Bass, Vocals - Derek Moore
Design [Cover Conception, Frontcoverpainting, Backside Collage], Photography [Conception] - Helmut Wenske
Drums, Percussion - Ron Howden
Engineer - Dieter Dierks
Guitar, Lead Vocals - Roye Albrighton
Keyboards, Vocals - Allan Freeman
Lighting [Lights] - Mick Brocket
Photography [The Group] - Steve Schöppler
Photography [Under The Water] - Uwe Behrendt
Producer - Peter Hauke
Producer, Written-By - Nektar

Notes

Recorded Oct. 1972 at Dierks Studios.
Remixed for US release on Passport 1976.

Strawberry Bricks Entry: 
Nektar was a group of British expatriates that, like many bands during the mid-60s, made a living by working and touring in Europe. Initially, bassist Derek "Mo" Moore, drummer Ron Howden and keyboardist Allan "Taff" Freeman formed a band called Prophesy. By 1969, with guitarist and vocalist Roye Albrighton on board, the band changed their name to Nektar. They made Hamburg their base, and signed to Peter Hauke's Bacillus label. Released in 1971, their debut album, Journey To The Centre Of The Eye, took an anti-nuclear stance; and not surprisingly, as it was rooted in 60s psychedelia. The band then moved into more progressive territory for their second record, A Tab In The Ocean. The album's side-long title track pounds right through its continually-evolving themes over a brisk 16 minutes. Throughout, the rhythm section of Moore and Howden provides a steady foundation for the music; their shifts in tempo are quite deceptive.
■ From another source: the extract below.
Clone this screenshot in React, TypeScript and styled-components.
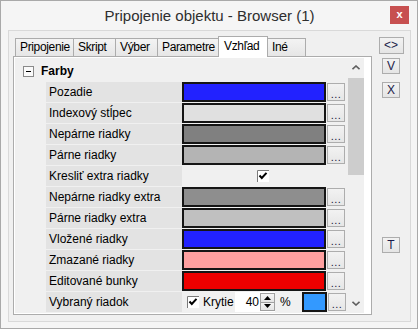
import styled, { createGlobalStyle } from 'styled-components'

const GlobalStyle = createGlobalStyle`
  html, body { margin: 0; padding: 0; background: #ffffff; }
  body {
    font-family: "Liberation Sans", Arial, sans-serif;
    font-size: 12px;
    color: #000;
  }
  * { box-sizing: border-box; }
`

type ColorRow = { name: string; color: string }

const topRows: ColorRow[] = [
  { name: 'Pozadie', color: '#2222ff' },
  { name: 'Indexový stĺpec', color: '#e0e0e0' },
  { name: 'Nepárne riadky', color: '#808080' },
  { name: 'Párne riadky', color: '#b4b4b4' },
]

const bottomRows: ColorRow[] = [
  { name: 'Nepárne riadky extra', color: '#8e8e8e' },
  { name: 'Párne riadky extra', color: '#c0c0c0' },
  { name: 'Vložené riadky', color: '#2222ff' },
  { name: 'Zmazané riadky', color: '#ffa0a0' },
  { name: 'Editované bunky', color: '#ee0000' },
]

const tabs = [
  { label: 'Pripojenie', width: 59 },
  { label: 'Skript', width: 43 },
  { label: 'Výber', width: 43 },
  { label: 'Parametre', width: 62 },
  { label: 'Vzhľad', width: 50, active: true },
  { label: 'Iné', width: 39 },
]

function Check() {
  return (
    <CheckBox>
      <svg width="12" height="12" viewBox="0 0 12 12">
        <rect x="0" y="0" width="12" height="12" fill="#fff" />
        <path d="M0.5 12 V0.5 H12" stroke="#7a7a7a" fill="none" />
        <path d="M2.5 5.5 L4.8 8 L9.5 2.8" stroke="#000" strokeWidth="2" fill="none" />
      </svg>
    </CheckBox>
  )
}

function Chevron({ down }: { down?: boolean }) {
  return (
    <svg width="8" height="5" viewBox="0 0 8 5">
      <path
        d={down ? 'M0.5 0.8 L4 4 L7.5 0.8' : 'M0.5 4.2 L4 1 L7.5 4.2'}
        stroke="#5f5f5f"
        strokeWidth="1.6"
        fill="none"
      />
    </svg>
  )
}

function DotsButton() {
  return <Dots>...</Dots>
}

export default function App() {
  return (
    <>
      <GlobalStyle />
      <Window>
        <TitleBar>
          <span />
          <Title>Pripojenie objektu - Browser (1)</Title>
          <Close>x</Close>
        </TitleBar>
        <Client>
          <TabArea>
            <TabStrip>
              {tabs.map((t) => (
                <Tab key={t.label} $width={t.width} $active={!!t.active}>
                  {t.label}
                </Tab>
              ))}
            </TabStrip>
            <Panel>
              <Grid>
                <GridBody>
                  <Header>
                    <Minus />
                    Farby
                  </Header>
                  {topRows.map((r) => (
                    <Row key={r.name}>
                      <Name>{r.name}</Name>
                      <Value>
                        <Swatch $color={r.color} />
                        <DotsButton />
                      </Value>
                    </Row>
                  ))}
                  <Row>
                    <Name>Kresliť extra riadky</Name>
                    <CenterValue>
                      <Check />
                    </CenterValue>
                  </Row>
                  {bottomRows.map((r) => (
                    <Row key={r.name}>
                      <Name>{r.name}</Name>
                      <Value>
                        <Swatch $color={r.color} />
                        <DotsButton />
                      </Value>
                    </Row>
                  ))}
                  <Row>
                    <Name>Vybraný riadok</Name>
                    <Value>
                      <Cover>
                        <Check />
                        <span>Krytie</span>
                      </Cover>
                      <SpinEdit>40</SpinEdit>
                      <Spinner>
                        <SpinHalf>
                          <svg width="7" height="4" viewBox="0 0 7 4"><path d="M0 4 L3.5 0 L7 4 Z" fill="#000" /></svg>
                        </SpinHalf>
                        <SpinHalf>
                          <svg width="7" height="4" viewBox="0 0 7 4"><path d="M0 0 L3.5 4 L7 0 Z" fill="#000" /></svg>
                        </SpinHalf>
                      </Spinner>
                      <Percent>%</Percent>
                      <Swatch $color="#3399ff" $width={25} />
                      <DotsButton />
                    </Value>
                  </Row>
                </GridBody>
                <ScrollBar>
                  <ScrollArrow>
                    <Chevron />
                  </ScrollArrow>
                  <Thumb />
                  <ScrollTrack />
                  <ScrollArrow>
                    <Chevron down />
                  </ScrollArrow>
                </ScrollBar>
              </Grid>
            </Panel>
          </TabArea>
          <SideButtons>
            <SideButton $w={25} $h={17}>&lt;&gt;</SideButton>
            <SideButton $mt={4}>V</SideButton>
            <SideButton $mt={8}>X</SideButton>
            <SideButton $mt={139}>T</SideButton>
          </SideButtons>
        </Client>
      </Window>
    </>
  )
}

const Window = styled.div`
  width: 418px;
  height: 329px;
  display: flex;
  flex-direction: column;
  background: #f5f5f5;
  border: 1px solid #a9a9a9;
  padding: 0 6px 6px 7px;
`
const TitleBar = styled.div`
  height: 29px;
  display: grid;
  grid-template-columns: 1fr auto 1fr;
  align-items: center;
`
const Title = styled.div`
  font-family: "Liberation Sans", Arial, sans-serif;
  font-size: 15px;
  color: #2e2e2e;
  padding-bottom: 1px;
`
const Close = styled.div`
  justify-self: end;
  align-self: start;
  margin-top: 5px;
  margin-right: 2px;
  width: 19px;
  height: 18px;
  background: #c75050;
  color: #fff;
  font-weight: bold;
  font-size: 11px;
  line-height: 17px;
  text-align: center;
`
const Client = styled.div`
  flex: 1;
  display: flex;
  background: #f0f0f0;
  border: 1px solid #d9d9d9;
`
const TabArea = styled.div`
  width: 363px;
  display: flex;
  flex-direction: column;
  padding: 5px 0 6px 4px;
`
const TabStrip = styled.div`
  height: 21px;
  display: flex;
  align-items: flex-start;
  padding-left: 2px;
  margin-bottom: -1px;
  position: relative;
  z-index: 1;
`
const Tab = styled.div<{ $width: number; $active: boolean }>`
  width: ${(p) => p.$width}px;
  height: ${(p) => (p.$active ? 21 : 18)}px;
  margin-top: ${(p) => (p.$active ? 0 : 2)}px;
  margin-left: -1px;
  &:first-child { margin-left: 0; }
  padding: ${(p) => (p.$active ? '2px 0 0 5px' : '1px 0 0 4px')};
  border: 1px solid #acacac;
  border-bottom: none;
  background: ${(p) => (p.$active ? '#ffffff' : 'linear-gradient(#f3f3f3, #e6e6e6)')};
  position: relative;
  z-index: ${(p) => (p.$active ? 2 : 0)};
  font-size: 12px;
  letter-spacing: -0.35px;
  line-height: 15px;
  white-space: nowrap;
  overflow: hidden;
  color: #000;
`
const Panel = styled.div`
  flex: 1;
  background: #ffffff;
  border: 1px solid #acacac;
  padding: 1px 7px 1px 1px;
  display: flex;
`
const Grid = styled.div`
  flex: 1;
  display: flex;
  background: #f0f0f0;
`
const GridBody = styled.div`
  flex: 1;
  display: flex;
  flex-direction: column;
  gap: 1px;
`
const Header = styled.div`
  height: 23px;
  display: flex;
  align-items: center;
  padding: 3px 0 0 8px;
  font-weight: bold;
  font-size: 12px;
`
const Minus = styled.span`
  width: 11px;
  height: 11px;
  margin-right: 7px;
  border: 1px solid #8a8a8a;
  background: #fafafa;
  position: relative;
  &::after {
    content: '';
    position: absolute;
    left: 2px;
    top: 4px;
    width: 5px;
    height: 1px;
    background: #000;
  }
`
const Row = styled.div`
  height: 20px;
  margin-left: 31px;
  display: grid;
  grid-template-columns: 136px 1fr;
`
const Name = styled.div`
  background: #e3e3e3;
  padding-left: 3px;
  line-height: 20px;
  white-space: nowrap;
`
const Value = styled.div`
  display: flex;
  align-items: stretch;
`
const CenterValue = styled.div`
  display: flex;
  align-items: center;
  justify-content: center;
  padding-right: 2px;
`
const Swatch = styled.div<{ $color: string; $width?: number }>`
  width: ${(p) => p.$width ?? 144}px;
  height: 20px;
  background: ${(p) => p.$color};
  border: 2px solid #151515;
`
const Dots = styled.div`
  width: 18px;
  height: 18px;
  margin: 1px 0 0 1px;
  border: 1px solid #adadad;
  background: linear-gradient(#f2f2f2, #e6e6e6);
  font-size: 11px;
  line-height: 8px;
  text-align: center;
  color: #202040;
  display: flex;
  align-items: flex-end;
  justify-content: center;
  padding-bottom: 2px;
  letter-spacing: 0.5px;
`
const CheckBox = styled.span`
  width: 12px;
  height: 12px;
  display: inline-flex;
`
const Cover = styled.div`
  width: 53px;
  display: flex;
  align-items: center;
  gap: 4px;
  padding-left: 5px;
  white-space: nowrap;
  font-size: 12px;
`
const SpinEdit = styled.div`
  width: 25px;
  background: #ffffff;
  text-align: right;
  line-height: 20px;
  padding-right: 1px;
`
const Spinner = styled.div`
  width: 15px;
  display: flex;
  flex-direction: column;
  background: #ffffff;
  padding: 1px 0;
`
const SpinHalf = styled.div`
  flex: 1;
  border: 1px solid #a0a0a0;
  background: linear-gradient(#f4f4f4, #e4e4e4);
  display: flex;
  align-items: center;
  justify-content: center;
  & + & { border-top: none; }
`
const Percent = styled.div`
  width: 27px;
  padding-left: 5px;
  line-height: 20px;
`
const ScrollBar = styled.div`
  width: 16px;
  display: flex;
  flex-direction: column;
  background: #f0f0f0;
  margin-left: 2px;
`
const ScrollArrow = styled.div`
  height: 19px;
  display: flex;
  align-items: center;
  justify-content: center;
`
const Thumb = styled.div`
  height: 97px;
  margin-top: 1px;
  background: #cdcdcd;
`
const ScrollTrack = styled.div`
  flex: 1;
`
const SideButtons = styled.div`
  flex: 1;
  display: flex;
  flex-direction: column;
  align-items: center;
  padding-top: 6px;
`
const SideButton = styled.div<{ $w?: number; $h?: number; $mt?: number }>`
  width: ${(p) => p.$w ?? 18}px;
  height: ${(p) => p.$h ?? 16}px;
  margin-top: ${(p) => p.$mt ?? 0}px;
  border: 1px solid #adadad;
  background: linear-gradient(#f2f2f2, #e5e5e5);
  font-size: 12px;
  line-height: 14px;
  text-align: center;
  color: #1c1c4a;
`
Albrighton's guitar is always out front: "Desolation Valley/Waves" kicks off the second side, which again plays continuously. Both feature some of the jazzy subtleties of the Nektar sound. "Cryin' in The Dark" gets a lot heavier though, incorporating some excellent interplay between the bandmates, while the churning riff and vocal harmonies of "King of Twilight" represent more straightforward rock. The album's original mix, courtesy of Dieter Dierks, is a classic example of heavy rock from the era. In February of 1973, the band recorded a "live in the studio" album, Sounds Like This. Less polished than the previous effort, it had more of a hard rock jam-band feel to it. Shortly thereafter, Nektar launched their first tour of the UK in June, with Welsh rockers Man.